World Leaders Urge Trump and Israel to Advance Peace in the Middle East

The world's most powerful leaders called on Israel and the incoming Trump administration to work towards a two-state solution to end the Israeli-Palestinian conflict.

French President Francois Hollande delivers a speech at the Middle East peace conference in Paris, France, January 15, 2017. REUTERS/Bertrand Guay/POOL

At the Middle East Peace Conference held in Paris on Sunday, about 70 world diplomats sent a message to Israel and the imminent Trump administration warning them to accept a diplomatic solution that will eradicate Arab-Isreali tensions in the Middle East.

The world's major powers -- except for Britain who attended the conference only as an observer -- urged President-elect Donald J. Trump and Israeli Prime Minister Benjamin Netanyahu to "officially restate their commitment to the two-state solution" which includes an independent Palestinian state.

"The two-state solution, which the international community has agreed on for many years, appears threatened," President François Hollande of France said. "It is physically threatened on the ground by the acceleration of settlements, it is politically threatened by the progressive weakening of the peace camp, it is morally threatened by the distrust that has accumulated between the parties, and that has certainly been exploited by extremists."

A recent resolution passed by the United Nations Security Council forbade Israel from building settlements in the majorly Palestinian sections of West Bank and East Jerusalem.
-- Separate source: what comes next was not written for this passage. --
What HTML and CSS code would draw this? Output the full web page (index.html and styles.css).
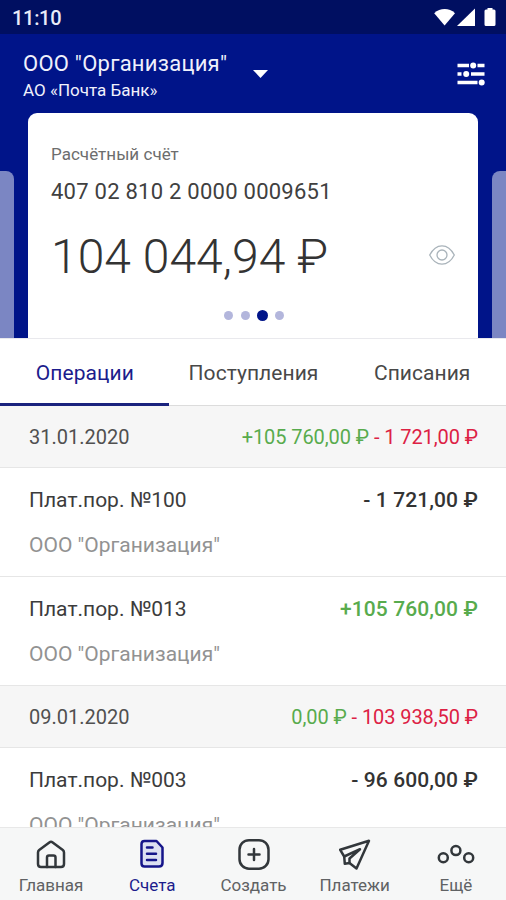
FILE: index.html
```html
<!DOCTYPE html>
<html lang="ru">
<head>
<meta charset="utf-8">
<meta name="viewport" content="width=device-width">
<title>Счета</title>
<link rel="stylesheet" href="styles.css">
</head>
<body>
<div class="app">
  <div class="status">
    <span class="clock">11:10</span>
    <svg class="status-icons" width="64" height="20" viewBox="0 0 64 20">
      <path d="M1.2 5.2C7.200-.3 16.200-.3 22 5.200L11.600 17.600Z"/>
      <path d="M24 18 42 0.500V18Z"/>
      <path d="M54.500 0h5v1.500h1.500q1.500 0 1.500 1.500v13.500q0 1.500-1.500 1.500h-8q-1.500 0-1.500-1.500v-13.500q0-1.500 1.500-1.500h1.500z"/>
    </svg>
  </div>
  <header class="header">
    <div class="company">
      <div class="company-name">ООО "Организация"</div>
      <div class="bank-name">АО «Почта Банк»</div>
    </div>
    <svg class="caret" width="15" height="8" viewBox="0 0 15 8"><path d="M0 0h15L7.500 8z"/></svg>
    <svg class="filters" width="28" height="24" viewBox="0 0 28 24">
      <path d="M.5 3.500H12M20.500 3.500H27.500M.5 12H4.500M14 12H27.500M.5 20.500H20.500"/>
      <circle cx="16.200" cy="3.500" r="3"/><circle cx="9.200" cy="12" r="3"/><circle cx="24.700" cy="20.500" r="3"/>
    </svg>
  </header>
  <section class="carousel">
    <div class="peek peek-left"></div>
    <article class="card">
      <div class="card-label">Расчётный счёт</div>
      <div class="card-number">407 02 810 2 0000 0009651</div>
      <div class="card-balance">
        <span class="balance">104 044,94 ₽</span>
        <svg class="eye" width="26" height="20" viewBox="0 0 26 20">
          <path d="M.7 10C7-2.300 19-2.300 25.300 10C19 22.300 7 22.300.7 10Z"/>
          <circle cx="13" cy="10" r="5"/>
        </svg>
      </div>
      <div class="dots"><i class="dot"></i><i class="dot"></i><i class="dot dot-on"></i><i class="dot"></i></div>
    </article>
    <div class="peek peek-right"></div>
  </section>
  <nav class="tabs">
    <div class="tab tab-on">Операции</div>
    <div class="tab">Поступления</div>
    <div class="tab">Списания</div>
  </nav>
  <main class="list">
    <div class="day"><span>31.01.2020</span><span class="sums"><span class="plus">+105 760,00 ₽</span> <span class="minus">- 1 721,00 ₽</span></span></div>
    <div class="op">
      <div class="op-top"><span class="op-name">Плат.пор. №100</span><span class="sum">- 1 721,00 ₽</span></div>
      <div class="op-org">ООО "Организация"</div>
    </div>
    <div class="op">
      <div class="op-top"><span class="op-name">Плат.пор. №013</span><span class="sum plus">+105 760,00 ₽</span></div>
      <div class="op-org">ООО "Организация"</div>
    </div>
    <div class="day"><span>09.01.2020</span><span class="sums"><span class="plus">0,00 ₽</span> <span class="minus">- 103 938,50 ₽</span></span></div>
    <div class="op">
      <div class="op-top"><span class="op-name">Плат.пор. №003</span><span class="sum">- 96 600,00 ₽</span></div>
      <div class="op-org">ООО "Организация"</div>
    </div>
  </main>
  <nav class="bottom">
    <div class="item">
      <svg width="34" height="34" viewBox="0 0 34 34"><path d="M4 14.500Q4 13 5.200 12L15.300 4.400Q17 3.200 18.700 4.400L28.800 12Q30 13 30 14.500V26Q30 29 27 29H7Q4 29 4 26Z"/><path d="M13 29V19.500Q13 17.500 15 17.500H19.500Q21.500 17.500 21.500 19.500V29"/></svg>
      <span>Главная</span>
    </div>
    <div class="item item-on">
      <svg width="34" height="34" viewBox="0 0 34 34"><path d="M9.500 3H21.500L27.500 9.500V25Q27.500 28.500 24 28.500H9.500Q6.500 28.500 6.500 25.500V6Q6.500 3 9.500 3Z"/><path d="M12 9.500H17.500M12 15.700H21M12 21.900H21"/></svg>
      <span>Счета</span>
    </div>
    <div class="item">
      <svg width="34" height="34" viewBox="0 0 34 34"><rect x="2.500" y="2.200" width="29" height="28.500" rx="9.500"/><path d="M17 11V22M11.500 16.500H22.500"/></svg>
      <span>Создать</span>
    </div>
    <div class="item">
      <svg width="34" height="34" viewBox="0 0 34 34"><path d="M31 2.800 2.200 11.800 6.200 18.500 6.800 25.800 11.500 25 18.500 30.500Z"/><path d="M6.200 18.500 22 11.200 11.500 20.500V25"/></svg>
      <span>Платежи</span>
    </div>
    <div class="item">
      <svg class="more" width="40" height="34" viewBox="0 0 40 34"><circle cx="7.300" cy="19.700" r="4.500"/><circle cx="19.900" cy="12.600" r="4.500"/><circle cx="32.700" cy="19.700" r="4.500"/></svg>
      <span>Ещё</span>
    </div>
  </nav>
</div>
</body>
</html>
```
FILE: styles.css
```css
* { box-sizing: border-box; }
body { margin: 0; font-family: Roboto, "Noto Sans", sans-serif; color: #333; }
.app { width: 506px; height: 900px; display: flex; flex-direction: column; overflow: hidden; background: #fff; }
svg { display: block; flex: none; }

.status { height: 34px; background: #000f61; display: flex; align-items: flex-start; justify-content: space-between; padding: 8px 9px 0 12px; color: #e9ebf8; }
.clock { font-size: 20px; line-height: 21px; font-weight: 500; letter-spacing: -.3px; }
.status-icons { fill: #fff; }

.header { height: 79px; flex: none; background: #001489; color: #f0f1fc; display: flex; align-items: flex-start; padding: 16px 21px 0 23px; }
.company { width: 230px; white-space: nowrap; }
.company-name { font-size: 22px; line-height: 27px; letter-spacing: .25px; }
.bank-name { font-size: 17px; line-height: 20px; margin-top: 3px; }
.caret { margin-top: 20px; fill: #fff; }
.filters { margin: 12px 0 0 auto; fill: #fff; stroke: #fff; stroke-width: 3.600; }
.filters circle { stroke: none; }

.carousel { height: 225px; flex: none; background: #001489; display: flex; justify-content: space-between; align-items: flex-end; }
.peek { width: 14px; height: 167px; background: #7b86c3; }
.peek-left { border-radius: 0 8px 0 0; }
.peek-right { border-radius: 8px 0 0 0; }
.card { width: 450px; height: 225px; background: #fff; border-radius: 9px 9px 0 0; padding: 30px 23px 0; }
.card-label { font-size: 17px; line-height: 22px; color: #6d6d6d; letter-spacing: .03px; }
.card-number { font-size: 22px; line-height: 26px; margin-top: 14px; letter-spacing: .25px; white-space: nowrap; color: #404040; }
.card-balance { display: flex; justify-content: space-between; align-items: center; height: 56px; margin-top: 24px; }
.balance { font-size: 48px; line-height: 56px; font-weight: 300; white-space: nowrap; letter-spacing: .05px; }
.eye { fill: none; stroke: #a9b3ba; stroke-width: 1.300; margin-top: -4px; }
.dots { display: flex; justify-content: center; align-items: center; gap: 8px; height: 12px; margin: 24px 0 0 2px; }
.dot { width: 9px; height: 9px; border-radius: 50%; background: #b3b6dc; }
.dot-on { width: 11px; height: 11px; margin: 0 -1px; background: #001489; }

.tabs { height: 68px; flex: none; display: flex; border-top: 1px solid #e9e9ed; border-bottom: 1px solid #dcdcdc; }
.tab { flex: 1; height: 67px; text-align: center; font-size: 21px; line-height: 68px; letter-spacing: .05px; padding-left: 1px; color: #484848; white-space: nowrap; }
.tab-on { color: #1c1c8c; border-bottom: 3px solid #1a237e; }

.list { flex: 1; min-height: 0; overflow: hidden; }
.day { height: 62px; display: flex; justify-content: space-between; align-items: center; padding: 0 28px 0 29px; font-size: 20px; background: #f6f6f6; border-bottom: 1px solid #e6e6e6; color: #505050; white-space: nowrap; }
.sums { letter-spacing: -.08px; }
.plus { color: #58ab4d; }
.minus { color: #dd2144; }
.op { height: 109px; padding: 19px 28px 0 29px; border-bottom: 1px solid #e6e6e6; }
.op-top { display: flex; justify-content: space-between; font-size: 21px; line-height: 26px; white-space: nowrap; }
.op-name { color: #3c3c3c; }
.sum { font-weight: 500; letter-spacing: .1px; }
.op-org { font-size: 21px; line-height: 26px; margin-top: 19px; color: #929292; }

.bottom { height: 73px; flex: none; display: flex; background: #f6f7f7; border-top: 1px solid #e8e8e8; }
.item { flex: 1; display: flex; flex-direction: column; align-items: center; padding: 10px 0 0 1px; font-size: 17px; line-height: 20px; color: #606264; }
.item span { margin-top: 3px; }
.item svg { fill: none; stroke: #32373b; stroke-width: 2.500; stroke-linejoin: round; stroke-linecap: round; }
.item-on { color: #1c1c8c; }
.item-on svg { stroke: #15158a; fill: #dce0f2; }
```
The move, which was backed by the Obama administration, was severely criticized by Donald Trump. Benjamin Netanyahu accused the UN of inaction in Syria while it wasted time "ganging up on the one true democracy in the Middle East."

Israel had announced, with the support of Trump, that they would continue construction of housing settlements in what they consider to be their country's land.

The Middle East peace conference in Paris -- which Israel boycotted -- was not intended for detailed peace talks but rather to reinvigorate an agreement and lay out the economic incentives available to either side if they re-engaged in talks.

"The talks process had come to a grinding halt. There is no peace possible if we do not reaffirm the two-state solution. There is no other option," said Jean-Marc Ayrault, the French foreign minister.

While the Trump administration was not represented at the conference, current American Secretary of State John Kerry was present. Kerry, who is critical of Trump's proposed plan to move the U.S. Embassy from Tel Aviv to Jerusalem, endorsed the concept of a two-state solution to end the long standing conflict between Israelis and Palestinians, reports The Guardian.

Meanwhile, Israeli PM Netanyahu disparaged the conference as a "rigged" attempt to force Israel to accept conditions against its national interests. He said that he will only hold direct bilateral talks with the Palestinian leader, Mahmoud Abbas. Donald Trump is yet to issue a statement regarding these recent developments.